Thy will be done,” is one thing but actually meaning it quite another.

Joseph had to accept his wife was made pregnant by a Holy Spirit

and then stay by her side (though not too close) for the rest of his earthly life.

I still don’t know how he managed it; I’m still not sure why I want to believe it.

 

 

 

Mrs. Kiernan

My fourth grade teacher at St. Teresa of Avila

loved the first poem I ever wrote, “If I Could Fly,”

encouraging me to further verbal flights, the only

kind open to a working-class kid like me, who

wouldn’t need to check any suitcases for at least

another decade.

Mrs. Kiernan put all our first poems together,

a mimeographed miracle of purple-blue copy

just so we could imagine ourselves

with a book of our own someone besides

our mothers would be willing to read.

If I could fly I’d fly so high,

that I might even touch the sky,”

my poem began.
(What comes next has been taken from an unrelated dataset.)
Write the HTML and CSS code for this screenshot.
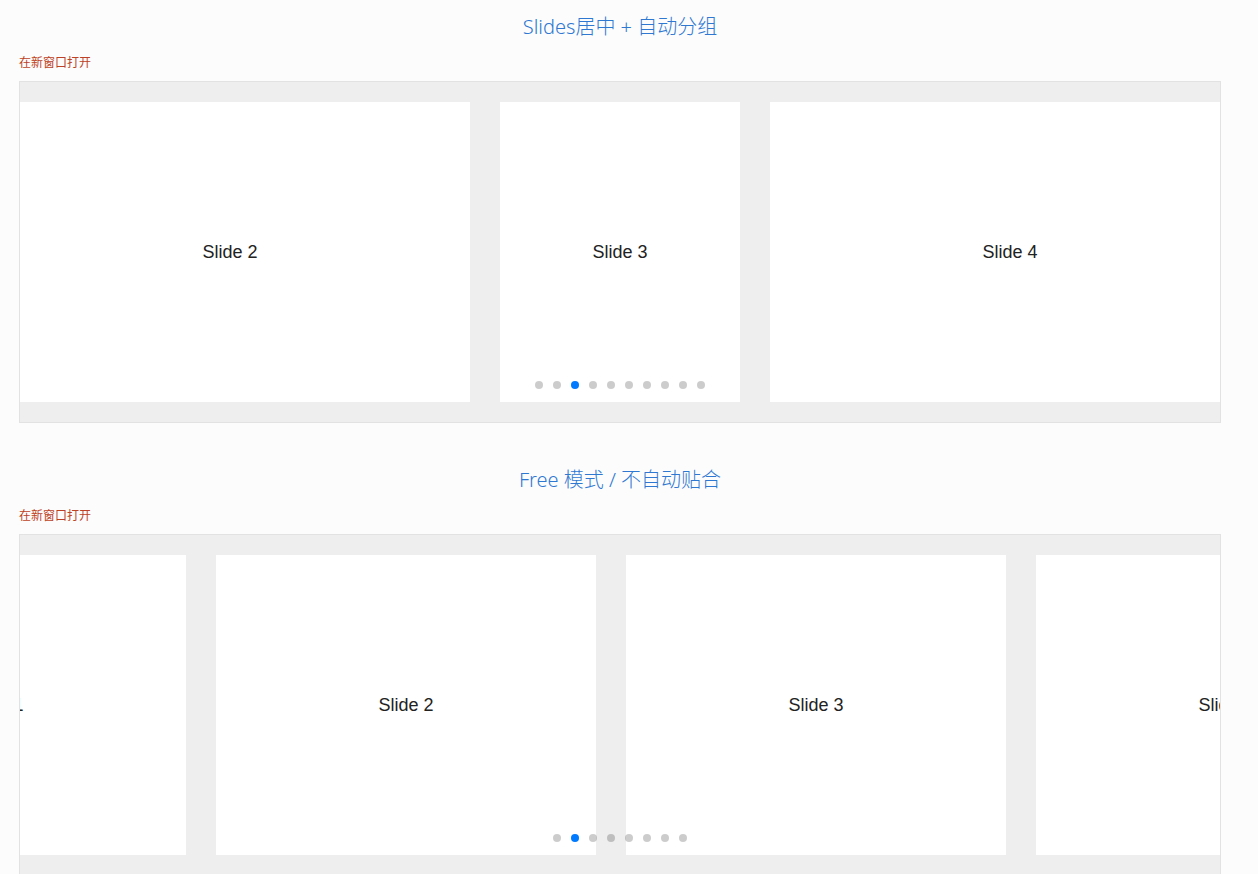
FILE: index.html
```html
<!DOCTYPE html>
<html lang="zh-CN">
<head>
<meta charset="utf-8">
<title>Swiper demos</title>
<link rel="stylesheet" href="styles.css">
</head>
<body>
<section class="demo">
  <h2 class="demo-title">Slides居中 + 自动分组</h2>
  <a class="demo-link" href="#">在新窗口打开</a>
  <div class="swiper">
    <div class="swiper-wrapper wrapper-centered">
      <div class="slide slide-narrow">Slide 1</div>
      <div class="slide slide-wide">Slide 2</div>
      <div class="slide slide-narrow">Slide 3</div>
      <div class="slide slide-wide">Slide 4</div>
      <div class="slide slide-narrow">Slide 5</div>
    </div>
    <div class="pagination">
      <span class="bullet"></span><span class="bullet"></span><span class="bullet active"></span><span class="bullet"></span><span class="bullet"></span><span class="bullet"></span><span class="bullet"></span><span class="bullet"></span><span class="bullet"></span><span class="bullet"></span>
    </div>
  </div>
</section>
<section class="demo">
  <h2 class="demo-title">Free 模式 / 不自动贴合</h2>
  <a class="demo-link" href="#">在新窗口打开</a>
  <div class="swiper">
    <div class="swiper-wrapper wrapper-free">
      <div class="slide slide-free">Slide 1</div>
      <div class="slide slide-free">Slide 2</div>
      <div class="slide slide-free">Slide 3</div>
      <div class="slide slide-free">Slide 4</div>
    </div>
    <div class="pagination">
      <span class="bullet"></span><span class="bullet active"></span><span class="bullet"></span><span class="bullet"></span><span class="bullet"></span><span class="bullet"></span><span class="bullet"></span><span class="bullet"></span>
    </div>
  </div>
</section>
</body>
</html>
```
FILE: styles.css
```css
html, body {
  margin: 0;
  padding: 0;
  background: #fcfcfc;
  font-family: "Liberation Sans", "Noto Sans CJK SC", sans-serif;
}

.demo {
  width: 1202px;
  margin: 0 0 30px 19px;
  display: flex;
  flex-direction: column;
}

.demo-title {
  margin: 0;
  padding-top: 14px;
  font-family: "Noto Sans", "Noto Sans CJK SC", sans-serif;
  font-weight: 300;
  font-size: 20px;
  line-height: 26px;
  color: #2f78d2;
  text-align: center;
}

.demo-link {
  margin-top: 14px;
  align-self: flex-start;
  font-family: "Noto Sans CJK SC", sans-serif;
  font-size: 12px;
  line-height: 16px;
  color: #bd4124;
  text-decoration: none;
}

.swiper {
  position: relative;
  margin-top: 11px;
  border: 1px solid #e2e2e2;
  background: #eeeeee;
  padding: 20px 0;
  overflow: hidden;
}

.swiper-wrapper {
  display: flex;
  gap: 30px;
  height: 300px;
}

.wrapper-centered {
  transform: translateX(-300px);
}

.wrapper-free {
  transform: translateX(-214px);
}

.slide {
  flex: none;
  height: 300px;
  background: #ffffff;
  display: flex;
  align-items: center;
  justify-content: center;
  font-size: 18px;
  color: #222222;
}

.slide-wide { width: 480px; }
.slide-narrow { width: 240px; }
.slide-free { width: 380px; }

.pagination {
  position: absolute;
  left: 0;
  right: 0;
  bottom: 33px;
  display: flex;
  justify-content: center;
}

.bullet {
  width: 8px;
  height: 8px;
  margin: 0 5px;
  border-radius: 50%;
  background: rgba(0, 0, 0, 0.2);
}

.bullet.active {
  background: #007aff;
}
```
I remember every word

of it almost sixty years later, but only last

year, while teaching a unit on form poetry

did I startle myself realizing the opening lines

were perfect iambic tetrameter, two words

that would have gotten me a beating back

in the old neighborhood.

Now, though, I can share my knowledge

with many who won’t mind learning,

knowing how much a good teacher

can help his students uncover the patterns

of their own future flights.

 

 

Joe Benevento, longtime poetry editor of GHLL, has published multiple books of fiction and poetry, and retires this year from forty years at Truman State University.